**** Data excerpt ****

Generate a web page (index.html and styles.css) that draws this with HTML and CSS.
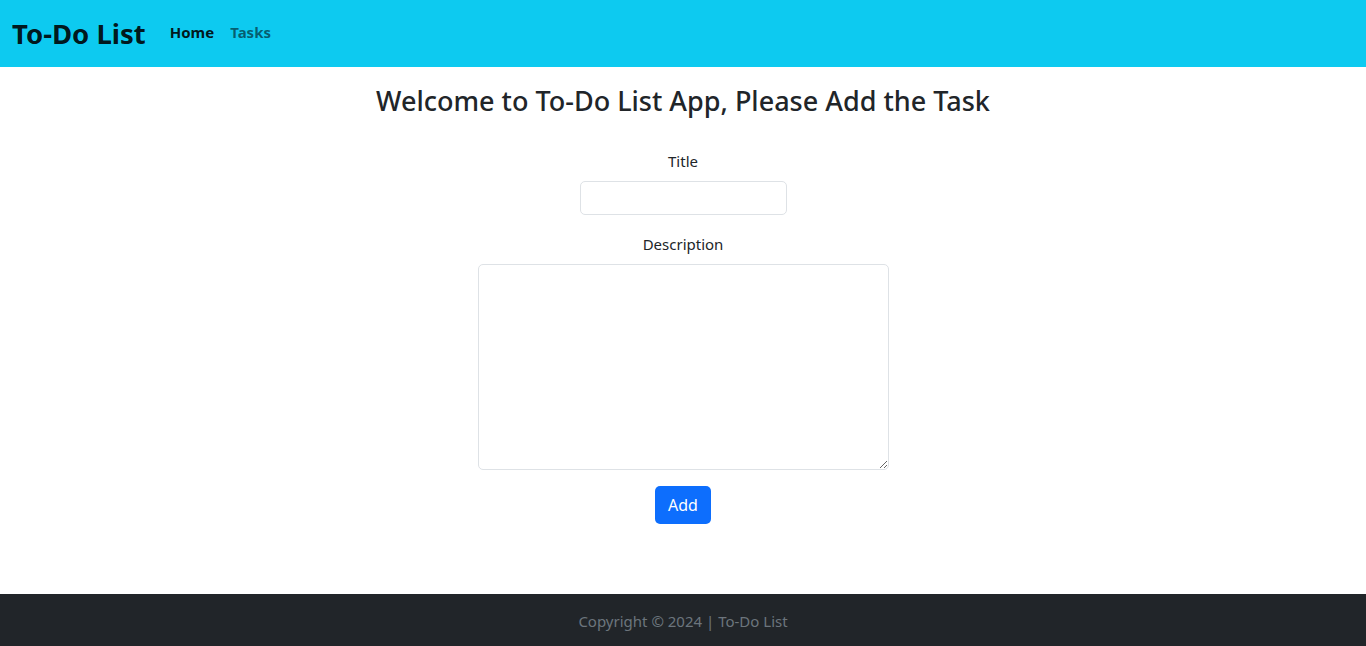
FILE: index.html
```html
<!DOCTYPE html>
<html lang="en">
<head>
<meta charset="utf-8">
<title>To-Do List</title>
<link rel="stylesheet" href="styles.css">
</head>
<body>
<nav class="navbar">
  <a class="brand" href="#">To-Do List</a>
  <ul class="nav">
    <li><a class="nav-link active" href="#">Home</a></li>
    <li><a class="nav-link" href="#">Tasks</a></li>
  </ul>
</nav>
<main class="main">
  <h2 class="title">Welcome to To-Do List App, Please Add the Task</h2>
  <form class="form">
    <div class="field">
      <label class="label" for="title">Title</label>
      <input class="input" id="title" type="text">
    </div>
    <div class="field field-last">
      <label class="label" for="desc">Description</label>
      <textarea class="textarea" id="desc"></textarea>
    </div>
    <button class="btn" type="button">Add</button>
  </form>
</main>
<footer class="footer">Copyright © 2024 | To-Do List</footer>
</body>
</html>
```
FILE: styles.css
```css
* { box-sizing: border-box; }
html, body { margin: 0; padding: 0; }
body {
  font-family: "Noto Sans", "Open Sans", sans-serif;
  font-size: 16px;
  color: #212529;
  background: #fff;
  min-height: 646px;
  display: flex;
  flex-direction: column;
}
.navbar {
  background: #0dcaf0;
  height: 67px;
  display: flex;
  align-items: center;
  padding: 0 12px;
}
.brand {
  font-size: 27.5px;
  font-weight: 700;
  color: rgba(0,0,0,0.9);
  text-decoration: none;
  margin-right: 16px;
  margin-top: -1px;
}
.nav {
  list-style: none;
  margin: 0 0 3px;
  padding: 0;
  display: flex;
}
.nav-link {
  display: block;
  padding: 8px;
  font-size: 15px;
  font-weight: 700;
  color: rgba(0,0,0,0.55);
  text-decoration: none;
}
.nav-link.active { color: rgba(0,0,0,0.9); }
.main {
  flex: 1;
  display: flex;
  flex-direction: column;
  align-items: center;
}
.title {
  font-size: 27px;
  font-weight: 500;
  margin: 18px 0 0;
  line-height: 1.2;
}
.form {
  margin-top: 32px;
  display: flex;
  flex-direction: column;
  align-items: center;
}
.field {
  display: flex;
  flex-direction: column;
  align-items: center;
  margin-bottom: 17px;
}
.field-last { margin-bottom: 16px; }
.label {
  font-size: 15px;
  line-height: 24px;
  margin-bottom: 8px;
}
.input {
  width: 207px;
  height: 34px;
  border: 1px solid #dee2e6;
  border-radius: 5px;
  font: inherit;
  padding: 4px 10px;
}
.textarea {
  width: 411px;
  height: 206px;
  border: 1px solid #dee2e6;
  border-radius: 5px;
  font: inherit;
  padding: 6px 12px;
  resize: vertical;
}
.btn {
  width: 56px;
  height: 38px;
  background: #0d6efd;
  color: #fff;
  border: 0;
  border-radius: 5px;
  font-family: inherit;
  font-size: 16px;
}
.footer {
  background: #212529;
  color: #6c757d;
  height: 52px;
  display: flex;
  align-items: center;
  justify-content: center;
  font-size: 15px;
  padding-top: 2px;
}
```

****

What you have to do – The data above should be repeated exactly, minus any pictures.

Response –
Generate a web page (index.html and styles.css) that draws this with HTML and CSS.
FILE: index.html
```html
<!DOCTYPE html>
<html lang="en">
<head>
<meta charset="utf-8">
<title>To-Do List</title>
<link rel="stylesheet" href="styles.css">
</head>
<body>
<nav class="navbar">
  <a class="brand" href="#">To-Do List</a>
  <ul class="nav">
    <li><a class="nav-link active" href="#">Home</a></li>
    <li><a class="nav-link" href="#">Tasks</a></li>
  </ul>
</nav>
<main class="main">
  <h2 class="title">Welcome to To-Do List App, Please Add the Task</h2>
  <form class="form">
    <div class="field">
      <label class="label" for="title">Title</label>
      <input class="input" id="title" type="text">
    </div>
    <div class="field field-last">
      <label class="label" for="desc">Description</label>
      <textarea class="textarea" id="desc"></textarea>
    </div>
    <button class="btn" type="button">Add</button>
  </form>
</main>
<footer class="footer">Copyright © 2024 | To-Do List</footer>
</body>
</html>
```
FILE: styles.css
```css
* { box-sizing: border-box; }
html, body { margin: 0; padding: 0; }
body {
  font-family: "Noto Sans", "Open Sans", sans-serif;
  font-size: 16px;
  color: #212529;
  background: #fff;
  min-height: 646px;
  display: flex;
  flex-direction: column;
}
.navbar {
  background: #0dcaf0;
  height: 67px;
  display: flex;
  align-items: center;
  padding: 0 12px;
}
.brand {
  font-size: 27.5px;
  font-weight: 700;
  color: rgba(0,0,0,0.9);
  text-decoration: none;
  margin-right: 16px;
  margin-top: -1px;
}
.nav {
  list-style: none;
  margin: 0 0 3px;
  padding: 0;
  display: flex;
}
.nav-link {
  display: block;
  padding: 8px;
  font-size: 15px;
  font-weight: 700;
  color: rgba(0,0,0,0.55);
  text-decoration: none;
}
.nav-link.active { color: rgba(0,0,0,0.9); }
.main {
  flex: 1;
  display: flex;
  flex-direction: column;
  align-items: center;
}
.title {
  font-size: 27px;
  font-weight: 500;
  margin: 18px 0 0;
  line-height: 1.2;
}
.form {
  margin-top: 32px;
  display: flex;
  flex-direction: column;
  align-items: center;
}
.field {
  display: flex;
  flex-direction: column;
  align-items: center;
  margin-bottom: 17px;
}
.field-last { margin-bottom: 16px; }
.label {
  font-size: 15px;
  line-height: 24px;
  margin-bottom: 8px;
}
.input {
  width: 207px;
  height: 34px;
  border: 1px solid #dee2e6;
  border-radius: 5px;
  font: inherit;
  padding: 4px 10px;
}
.textarea {
  width: 411px;
  height: 206px;
  border: 1px solid #dee2e6;
  border-radius: 5px;
  font: inherit;
  padding: 6px 12px;
  resize: vertical;
}
.btn {
  width: 56px;
  height: 38px;
  background: #0d6efd;
  color: #fff;
  border: 0;
  border-radius: 5px;
  font-family: inherit;
  font-size: 16px;
}
.footer {
  background: #212529;
  color: #6c757d;
  height: 52px;
  display: flex;
  align-items: center;
  justify-content: center;
  font-size: 15px;
  padding-top: 2px;
}
```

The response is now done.